2. What do I personally think of virginity in romance novels? Is it important to me? (And by the way, if we were members of a Native American tribe, my name would have to be Bitch Who Questions Everything Rhetorically, and you’d have to be Declarative Bitch).
Personally, I’m not sure I give a crap if the heroine’s a virgin, except for in a historical, because if she’s not, I’d like to know why, since it was of more importance back then that the bride be unsullied. Not being a virgin in a historical is more than just a characteristic, like hair color. But in a contemporary? Do I expect the heroine to be virginal? Not really, unless there’s, again, a reason for it. Writers, be alert!

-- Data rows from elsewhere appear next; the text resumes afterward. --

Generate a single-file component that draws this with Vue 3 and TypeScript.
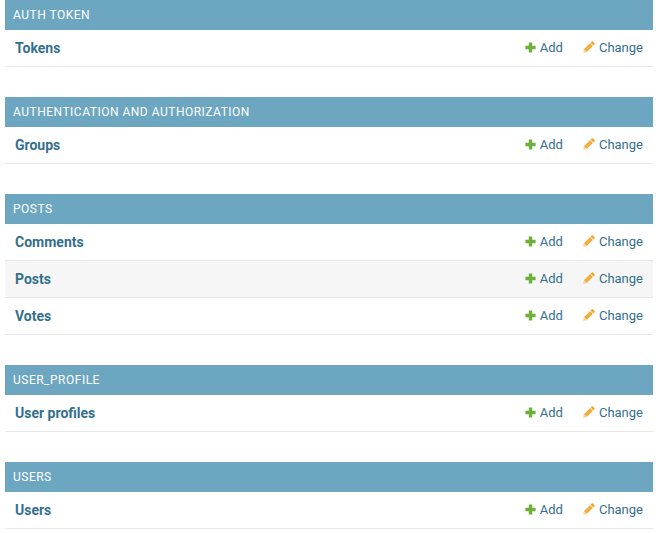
<script setup lang="ts">
interface Group { title: string; rows: string[] }
const groups: Group[] = [
  { title: 'Auth Token', rows: ['Tokens'] },
  { title: 'Authentication and Authorization', rows: ['Groups'] },
  { title: 'Posts', rows: ['Comments', 'Posts', 'Votes'] },
  { title: 'User_Profile', rows: ['User profiles'] },
  { title: 'Users', rows: ['Users'] },
]
</script>

<template>
  <main class="page">
    <section v-for="g in groups" :key="g.title" class="module">
      <h2 class="caption">{{ g.title }}</h2>
      <div v-for="(r, i) in g.rows" :key="r" class="row" :class="{ alt: i === 1 }">
        <a class="name">{{ r }}</a>
        <a class="action add">
          <svg width="11" height="11" viewBox="0 0 11 11"><path d="M3.8.4h3.4v3.4h3.4v3.4H7.2v3.4H3.8V7.2H.4V3.8h3.4z" fill="#6cb03a" /></svg>
          <span>Add</span>
        </a>
        <a class="action">
          <svg width="12" height="12" viewBox="0 0 12 12">
            <path d="M8.6.6a1.1 1.1 0 0 1 1.5 0l1.3 1.3a1.1 1.1 0 0 1 0 1.5l-1 1-2.8-2.8z" fill="#eea52f" />
            <path d="M7.1 2.1 9.9 4.9 3.7 11.1.9 8.3z" fill="#f0ae3f" />
            <path d="M.7 8.6 3.4 11.3.2 11.8z" fill="#f6cf8e" />
          </svg>
          <span>Change</span>
        </a>
      </div>
    </section>
  </main>
</template>

<style scoped>
.page {
  padding: 0 8px 0 5px;
  font-family: Roboto, "Liberation Sans", sans-serif;
  background: #fff;
}
.module {
  margin-bottom: 30px;
}
.caption {
  margin: 0;
  height: 30px;
  padding: 0 8px;
  display: flex;
  align-items: center;
  background: #6ca6c1;
  color: #fff;
  font-size: 12px;
  font-weight: 400;
  letter-spacing: 0.5px;
  text-transform: uppercase;
}
.row {
  height: 37px;
  box-sizing: border-box;
  border-bottom: 1px solid #e8e8e8;
  display: flex;
  align-items: center;
  padding: 0 10px;
  color: #34708c;
  font-size: 13px;
}
.alt {
  background: #f6f6f6;
}
.name {
  flex: 1;
  font-size: 14px;
  font-weight: 700;
}
.action {
  display: flex;
  align-items: center;
  gap: 4px;
  padding-bottom: 2px;
}
.add {
  margin-right: 20px;
}
</style>
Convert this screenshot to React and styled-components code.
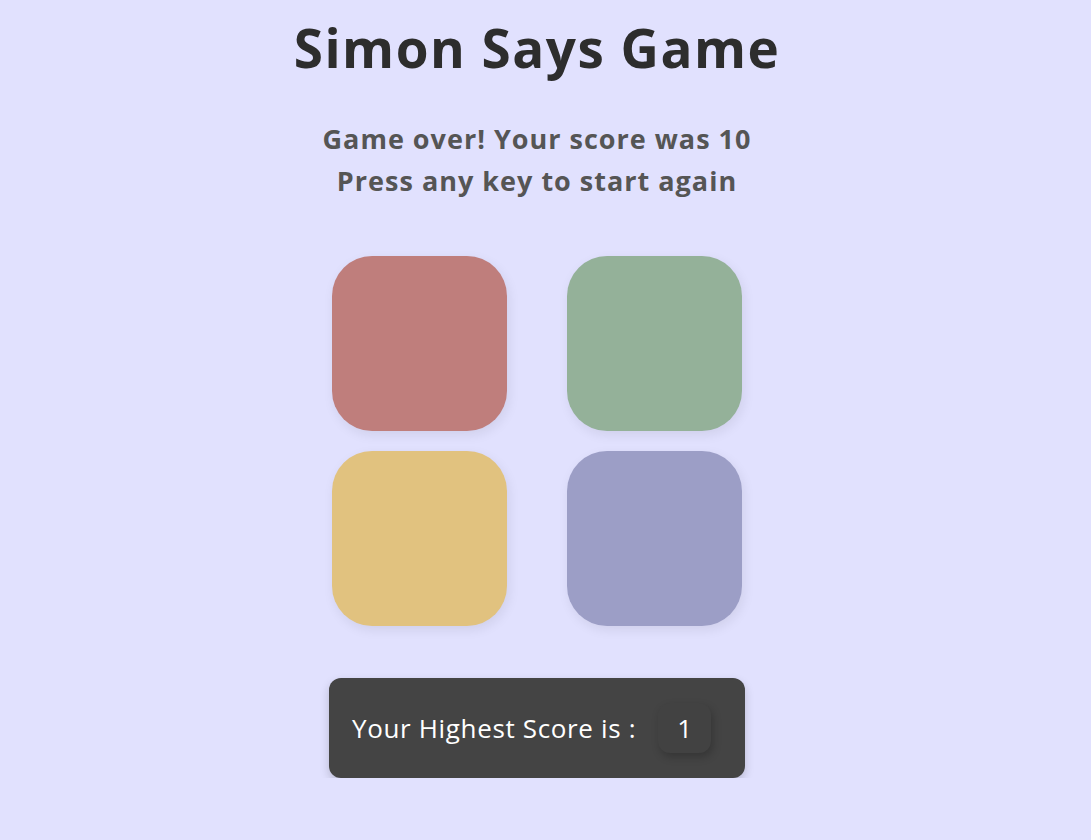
import React from 'react'
import styled, { createGlobalStyle } from 'styled-components'

const GlobalStyle = createGlobalStyle`
  html, body {
    margin: 0;
    padding: 0;
    background-color: #e1e1fe;
  }
  body {
    font-family: 'Open Sans', 'Noto Sans', sans-serif;
  }
`

const Page = styled.div`
  display: flex;
  flex-direction: column;
  align-items: center;
  padding-right: 17px;
  text-align: center;
`

const Title = styled.h1`
  margin: 12px 0 0;
  font-size: 53px;
  font-weight: 700;
  letter-spacing: 1.5px;
  line-height: 72px;
  color: #2d2d2d;
`

const Status = styled.h2`
  margin: 34px 0 0;
  font-size: 27px;
  font-weight: 700;
  letter-spacing: 1px;
  line-height: 42px;
  color: #555;
`

const Board = styled.div`
  display: grid;
  grid-template-columns: 175px 175px;
  column-gap: 60px;
  row-gap: 20px;
  margin-top: 54px;
`

const Pad = styled.div`
  width: 175px;
  height: 175px;
  border-radius: 40px;
  background-color: ${(p) => p.$color};
  box-shadow: 2px 4px 12px rgb(0 0 0 / 8%);
`

const ScoreCard = styled.div`
  display: flex;
  align-items: center;
  box-sizing: border-box;
  width: 416px;
  height: 100px;
  margin-top: 52px;
  padding: 0 23px;
  border-radius: 12px;
  background-color: #444;
  box-shadow: 0 4px 10px rgb(0 0 0 / 18%);
  color: #fff;
  font-size: 26px;
`

const Label = styled.span`
  font-weight: 400;
  letter-spacing: 0.65px;
`

const Badge = styled.span`
  display: flex;
  align-items: center;
  justify-content: center;
  width: 53px;
  height: 50px;
  margin-left: 22px;
  border-radius: 12px;
  background-color: #424242;
  box-shadow: 2px 4px 8px rgb(0 0 0 / 22%);
`

const pads = ['#bf7e7c', '#94b199', '#e1c27f', '#9c9ec6']

const App = () => {
  return (
    <>
      <GlobalStyle />
      <Page>
        <Title>Simon Says Game</Title>
        <Status>
          Game over! Your score was 10
          <br />
          Press any key to start again
        </Status>
        <Board>
          {pads.map((color) => (
            <Pad key={color} $color={color} />
          ))}
        </Board>
        <ScoreCard>
          <Label>Your Highest Score is :</Label>
          <Badge>1</Badge>
        </ScoreCard>
      </Page>
    </>
  )
}

export default App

Sarah needs an explanation if she’s not a virgin in the past, and she needs one if she is the Virgin Connie Swail in the present! And if it’s a time travel, she needs the Hymen-Reattachment/Detachment 2000 module added to that time machine.
However, it is curious that those romances that are populated with nonvirgins are rarely sexually explicit as to why she isn’t a virgin. Certainly the construction of the male hero as The Sexual Powerhouse of Orgasmatronic Power is one way of delineating that he is The One, The One Who Shall Bring Orgasms, and is thus a tired cop out in terms of easy definition of the hero - just like abusing animals is an easy way toward creating a villain.
Virginity is such a tricky issue, especially for characters. Shall we turn this over to the Bitchery and see if we can achieve hymeny – sorry, harmony?
Candy wrote:
Oooh, excellent analogy with the baton-passing. I agree with you: romances revolutionized the way sex was written and viewed in fiction, but it became way too hung up on the Heroines Shall Feel Pleasure Only at the Hands (and Cocks) of the One True Hero trope, and now other related genres are exploring other avenues of female sexuality in fiction.
I think that when it comes down to it, the heroine’s virginity should make sense. I feel that far too many authors are contorting the stories and characters to fit the State of the Hymen, instead of having the State of the Hymen fit the characters.